We need to let the power of the Holy Spirit fill us, and to be ready to have miracles done through us. Today’s Gospel tells us that Jesus performed miracles because he was filled with the power of the Holy Spirit. Jesus promised the same Spirit to his disciples: “I will ask the Father, and He will give you another Counsellor to be with you forever—the Spirit of truth…. He lives with you and will be in you” (Jn 14:16-17). To this very day, the Holy Spirit is available to all believers who sincerely ask Him to dwell in their hearts. If we fail to receive, and then to use, His power and His gifts, we are left with nothing but our natural abilities, and we will be unable to be used as instruments in His freeing miracles. Miracles occur every day through weak human instruments, although they may be less spectacular than the ones Jesus performed. People whose minds are ravaged by fear and hatred can be miraculously filled with peace and kindness. Those whose hearts are crippled with bitterness and anger can be made gentle and peaceful. Perhaps others, whose relationships with their spouses are strained, can be miraculously healed by love and faithfulness. These are true miracles, performed by the power of God, through the Holy Spirit, often making use of human instruments. Let us be ready to become Spirit-filled instruments of Christ’s saving freedom.

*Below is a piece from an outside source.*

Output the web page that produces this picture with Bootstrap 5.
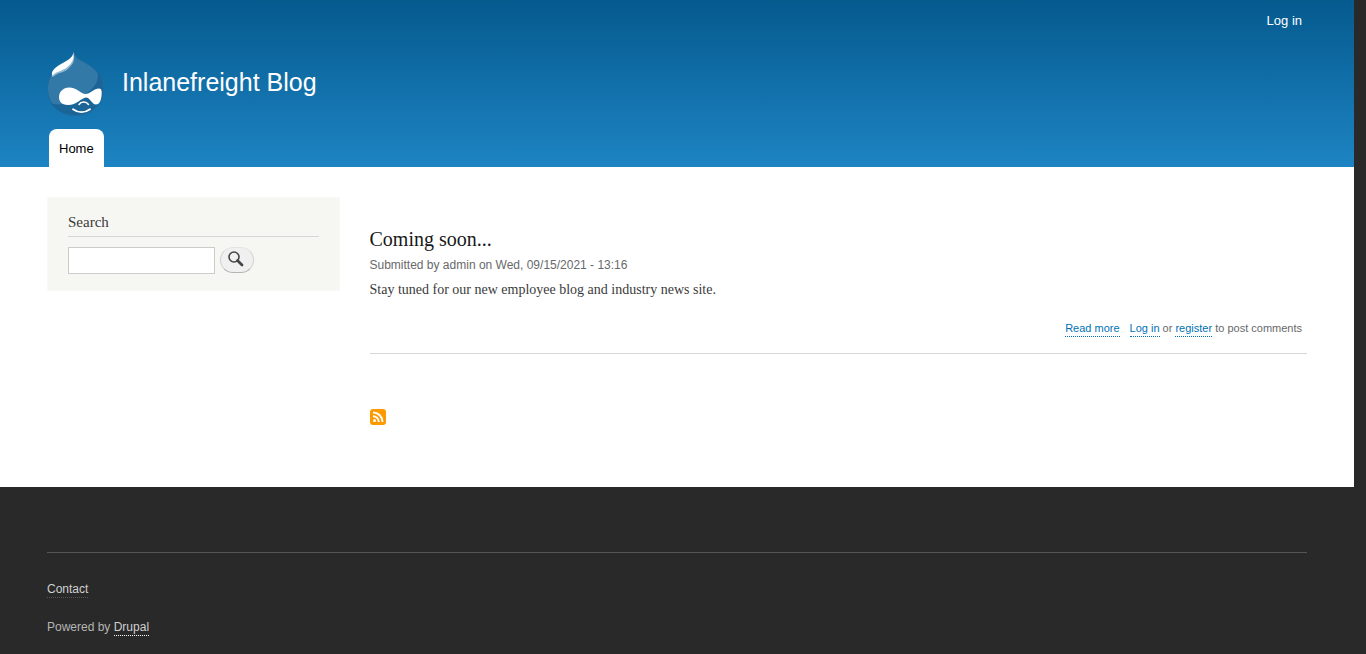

Bible reading enables us to know Jesus more and to love him better. That is why we should set apart a time in the morning and in the evening to read a part of the Bible, giving priority to the Gospels and the Epistles. This reading should be an integral part of the evening family prayer. Children should be encouraged to read the Bible with the adults explaining to them what they read. We need to read the Scriptures as books inspired by God that teach us about God and how we should live our lives. We also need to ask for God’s grace to interpret what we read. God gives us inspiration so that we may understand the text and apply its lessons fruitfully to our lives. Five or ten minutes each day will make it possible to read the entire New Testament easily at least twice each year.